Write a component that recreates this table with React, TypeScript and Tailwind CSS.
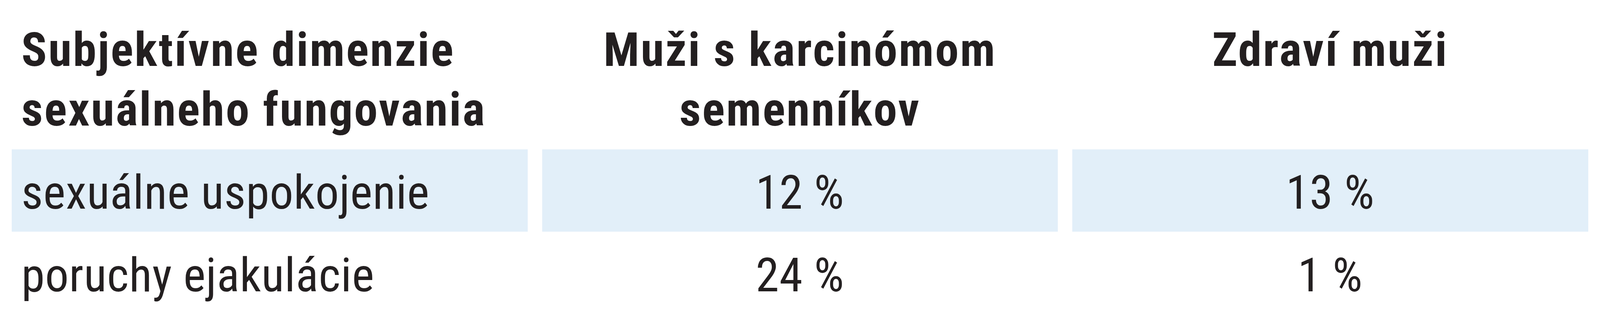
export default function App() {
  const rows = [
    ["sexuálne uspokojenie", "12 %", "13 %"],
    ["poruchy ejakulácie", "24 %", "1 %"],
  ];
  return (
    <div className="w-full h-[800px] overflow-hidden bg-white px-[0.74vw] font-['Roboto',sans-serif] font-stretch-condensed tracking-[0.8px] text-[#231f20] text-[121px] leading-[153px]">
      <div className="grid grid-cols-3 gap-x-[0.9vw] gap-y-[1px]">
        <div className="pt-[52px] pb-[24px] pl-[0.6vw] font-bold tracking-[3.5px]">
          <div>Subjektívne dimenzie</div>
          <div>sexuálneho fungovania</div>
        </div>
        <div className="pt-[52px] pb-[24px] text-center font-bold tracking-[3.5px]">
          <div>Muži s karcinómom</div>
          <div>semenníkov</div>
        </div>
        <div className="pt-[52px] pb-[24px] text-center font-bold tracking-[3.5px]">
          <div>Zdraví muži</div>
        </div>
        {rows.map((r, i) => (
          <div key={i} className="contents">
            <div className={`h-[211px] pt-[12px] flex items-center pl-[0.6vw] ${i % 2 === 0 ? "bg-[#e2eff9]" : ""}`}>{r[0]}</div>
            <div className={`h-[211px] pt-[12px] flex items-center justify-center ${i % 2 === 0 ? "bg-[#e2eff9]" : ""}`}>{r[1]}</div>
            <div className={`h-[211px] pt-[12px] flex items-center justify-center ${i % 2 === 0 ? "bg-[#e2eff9]" : ""}`}>{r[2]}</div>
          </div>
        ))}
      </div>
    </div>
  );
}
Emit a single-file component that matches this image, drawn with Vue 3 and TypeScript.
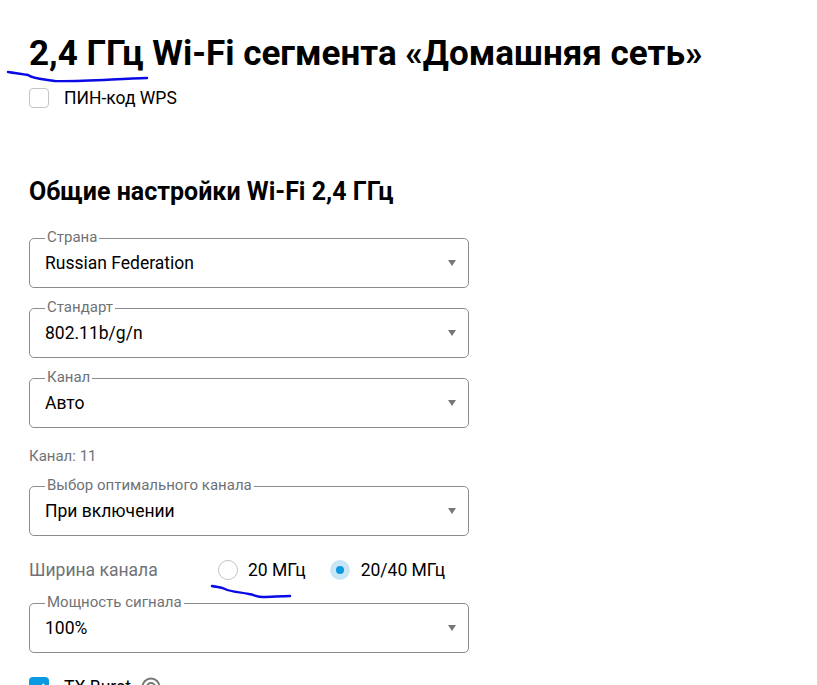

===

## The request
Quote everything in the listing above exactly; pictures are the only thing to omit.

## Answer for the task
Write a component that recreates this table with React, TypeScript and Tailwind CSS.
export default function App() {
  const rows = [
    ["sexuálne uspokojenie", "12 %", "13 %"],
    ["poruchy ejakulácie", "24 %", "1 %"],
  ];
  return (
    <div className="w-full h-[800px] overflow-hidden bg-white px-[0.74vw] font-['Roboto',sans-serif] font-stretch-condensed tracking-[0.8px] text-[#231f20] text-[121px] leading-[153px]">
      <div className="grid grid-cols-3 gap-x-[0.9vw] gap-y-[1px]">
        <div className="pt-[52px] pb-[24px] pl-[0.6vw] font-bold tracking-[3.5px]">
          <div>Subjektívne dimenzie</div>
          <div>sexuálneho fungovania</div>
        </div>
        <div className="pt-[52px] pb-[24px] text-center font-bold tracking-[3.5px]">
          <div>Muži s karcinómom</div>
          <div>semenníkov</div>
        </div>
        <div className="pt-[52px] pb-[24px] text-center font-bold tracking-[3.5px]">
          <div>Zdraví muži</div>
        </div>
        {rows.map((r, i) => (
          <div key={i} className="contents">
            <div className={`h-[211px] pt-[12px] flex items-center pl-[0.6vw] ${i % 2 === 0 ? "bg-[#e2eff9]" : ""}`}>{r[0]}</div>
            <div className={`h-[211px] pt-[12px] flex items-center justify-center ${i % 2 === 0 ? "bg-[#e2eff9]" : ""}`}>{r[1]}</div>
            <div className={`h-[211px] pt-[12px] flex items-center justify-center ${i % 2 === 0 ? "bg-[#e2eff9]" : ""}`}>{r[2]}</div>
          </div>
        ))}
      </div>
    </div>
  );
}
Emit a single-file component that matches this image, drawn with Vue 3 and TypeScript.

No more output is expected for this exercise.